# Literals

Fauna Query Language (FQL) supports literal syntax for Numbers, Boolean values, Null, Strings, Arrays, Objects, and Functions.

## Boolean

A Boolean is a logical expression that evaluates to true or false.

The Boolean literals are `true` and `false`.

## Null

The Null literal represents the absence of a value. In Boolean expressions, `null` evaluates to `false`.

The Null literal is `null`.

## Number

A Number is a base 10 Int, decimal, or exponential.

Underscores can be used as separators instead of commas to improve readability but aren’t significant otherwise.

### Integer

An Int literal starts with a nonzero digit and don’t include a fractional or exponential part. A negative integer literal is preceded by the `-` character.

10
-250
1_000_000

Integer literals can have the following base representation:

Base Example

2

`0b1001`

8

`0o123`

10

`12345`

16

`0x12a3`

### Decimal

A decimal literal includes a fractional part.
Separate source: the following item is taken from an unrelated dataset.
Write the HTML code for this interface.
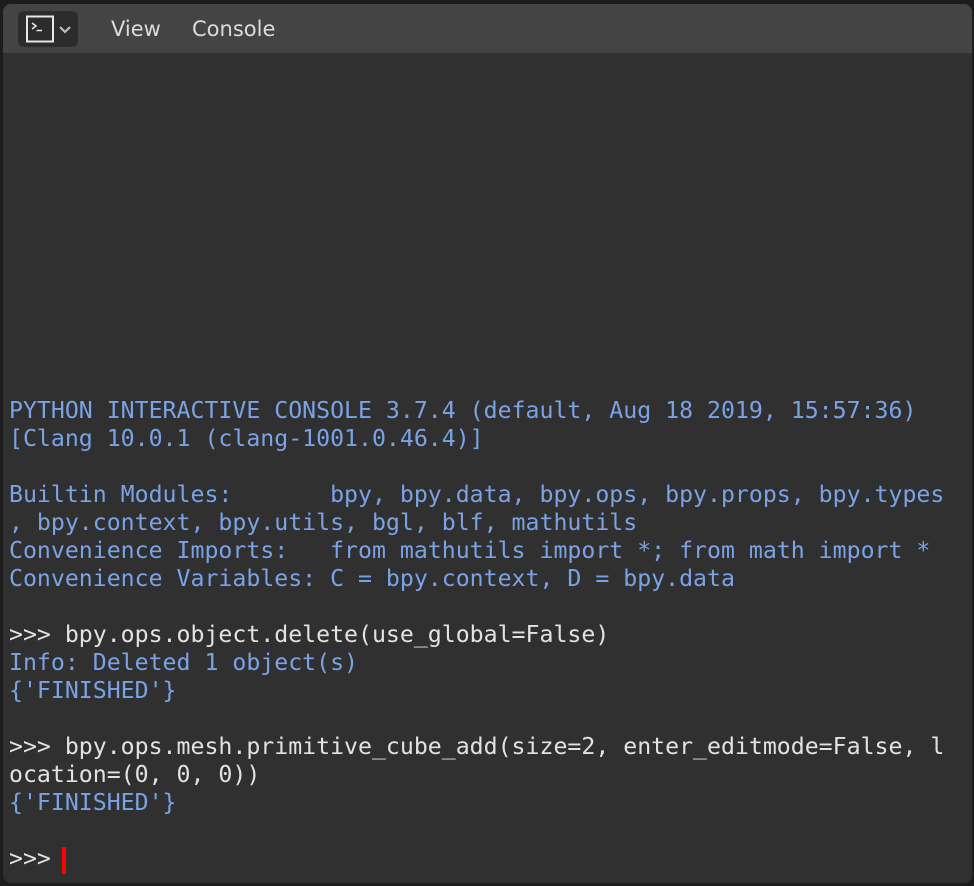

Internally, these are handled as Doubles.

1.0
0.1

### Exponential

E-notation is used for a decimal exponential literal: <decimal>e | E<exponent>:

1.2e23
3.4e-15

where,

• <decimal> is the base integer.

• `e` or `E` separator indicates an exponential literal.

• <exponent> is the signed integer exponent.

## String

A String literal is a sequence of single-quoted string values or double-quoted interpolated string values from the FQL-supported character set, and terminated by `null`.

Single-quoted Strings can include the `"` and `#` characters.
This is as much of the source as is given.